Si les pompiers se montrent peu prolixes sur le manque de moyens auquel ils ont dû faire face, l’affaire a cependant pris un tournant très politique, obligeant le ministre français de l’Intérieur, Gérald Darmanin, à s’exprimer publiquement. Car, dans la bataille, le nombre très limité de soutiens aériens semble avoir retardé le contrôle des deux feux. «Comment est-il possible que le sud-ouest de la France, qui possède un massif forestier énorme, n’ait pas de base de canadairs? Le changement climatique est une réalité et il n’y a aucune anticipation», enrage un pompier, sous couvert d’anonymat.

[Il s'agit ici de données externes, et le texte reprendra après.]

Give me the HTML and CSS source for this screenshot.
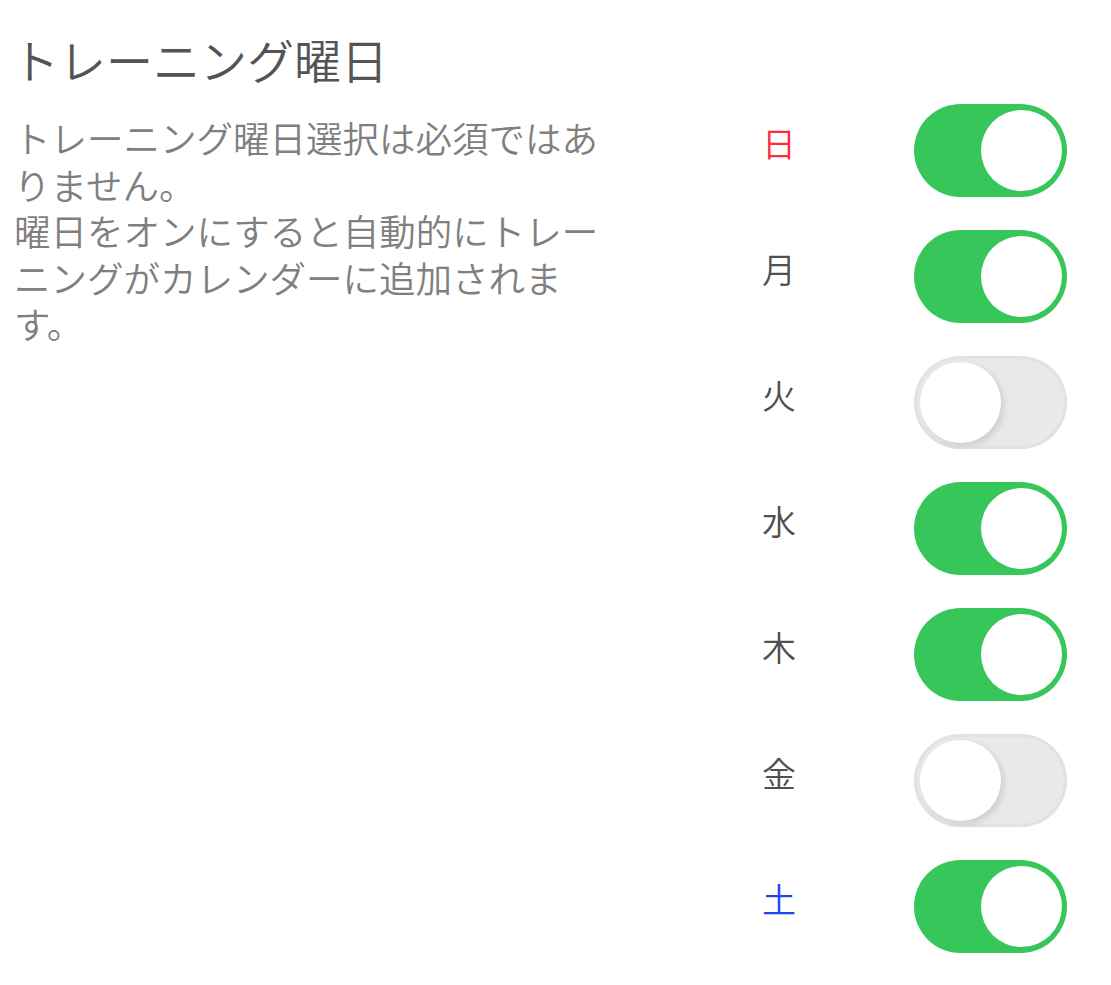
FILE: index.html
```html
<!DOCTYPE html>
<html lang="ja">
<head>
<meta charset="utf-8">
<title>トレーニング曜日</title>
<link rel="stylesheet" href="styles.css">
</head>
<body>
<div class="page">
  <h1 class="title">トレーニング曜日</h1>
  <div class="content">
    <p class="desc">トレーニング曜日選択は必須ではありません。<br>曜日をオンにすると自動的にトレーニングがカレンダーに追加されます。</p>
    <ul class="days">
      <li class="day"><span class="label sun">日</span><span class="toggle on"><span class="knob"></span></span></li>
      <li class="day"><span class="label">月</span><span class="toggle on"><span class="knob"></span></span></li>
      <li class="day"><span class="label">火</span><span class="toggle off"><span class="knob"></span></span></li>
      <li class="day"><span class="label">水</span><span class="toggle on"><span class="knob"></span></span></li>
      <li class="day"><span class="label">木</span><span class="toggle on"><span class="knob"></span></span></li>
      <li class="day"><span class="label">金</span><span class="toggle off"><span class="knob"></span></span></li>
      <li class="day"><span class="label sat">土</span><span class="toggle on"><span class="knob"></span></span></li>
    </ul>
  </div>
</div>
</body>
</html>
```
FILE: styles.css
```css
* { box-sizing: border-box; }
html, body { margin: 0; padding: 0; background: #fff; }
body {
  font-family: "Noto Sans CJK JP", "Noto Sans", sans-serif;
  font-weight: 350;
}
.page {
  width: 1111px;
}
.title {
  margin: 0;
  padding: 30px 0 0 12px;
  font-size: 47px;
  font-weight: 350;
  line-height: 57px;
  color: #545454;
}
.content {
  display: flex;
  align-items: flex-start;
}
.desc {
  margin: 0;
  padding: 28px 0 0 14px;
  width: 612px;
  font-size: 36.5px;
  line-height: 46.5px;
  color: #7f7f7f;
  line-break: strict;
}
.days {
  list-style: none;
  margin: 0 44px 0 auto;
  padding: 0;
}
.day {
  display: flex;
  align-items: center;
  height: 126px;
}
.label {
  width: 152px;
  margin-bottom: 14px;
  font-size: 34px;
  line-height: 40px;
  color: #505050;
}
.label.sun { color: #fb2b44; }
.label.sat { color: #1f44f7; }
.toggle {
  position: relative;
  display: block;
  width: 153px;
  height: 93px;
  border-radius: 47px;
}
.toggle.on { background: #36c659; }
.toggle.off {
  background: #e9e9ea;
  box-shadow: inset 0 0 0 3px #e2e2e2;
}
.knob {
  position: absolute;
  top: 6px;
  width: 81px;
  height: 81px;
  border-radius: 50%;
  background: #fff;
}
.toggle.on .knob { right: 5px; }
.toggle.off .knob {
  left: 6px;
  box-shadow: 3px 3px 6px rgba(0,0,0,0.12);
}
```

Pour autant, si seulement une poignée de maisons ont été détruites durant les deux incendies et qu’aucune victime n’est à déplorer – presque miraculeusement –, les autorités ne crient pas victoire. Le sous-préfet de Langon, Vincent Ferrier, a annoncé que ces zones resteront à risque «au moins jusqu’à la fin du mois d’août».
A la lisière de ces incendies, les pompiers continuent d’ailleurs de traquer les fumerolles, des émanations de gaz échappées de la terre brûlée qui pourraient susciter de nouveaux départs de feu. Une mission compliquée par la tourbe, une matière organique issue de la décomposition des végétaux, omniprésente sur le territoire, qui permet à l’incendie de se revitaliser plusieurs dizaines de centimètres sous terre, sans aucune fumée apparente. «Normalement, nous traitons les fumerolles à l’intérieur des zones calcinées. Mais là, la surface est trop importante, alors nous nous concentrons sur les lisières, afin que le feu ne se propage pas plus loin. Le reste du travail sera fait par la pluie, si elle finit par arriver», espère Gregory Lalaque.
En attendant, les marques de sympathie affluent dans les casernes girondines. Une gratitude qui, si elle touche les sapeurs-pompiers, «n’est pas justifiée». «C’est notre devoir. Les vrais héros sont tous les civils qui nous ont aidés», conclut Lionel Pudal.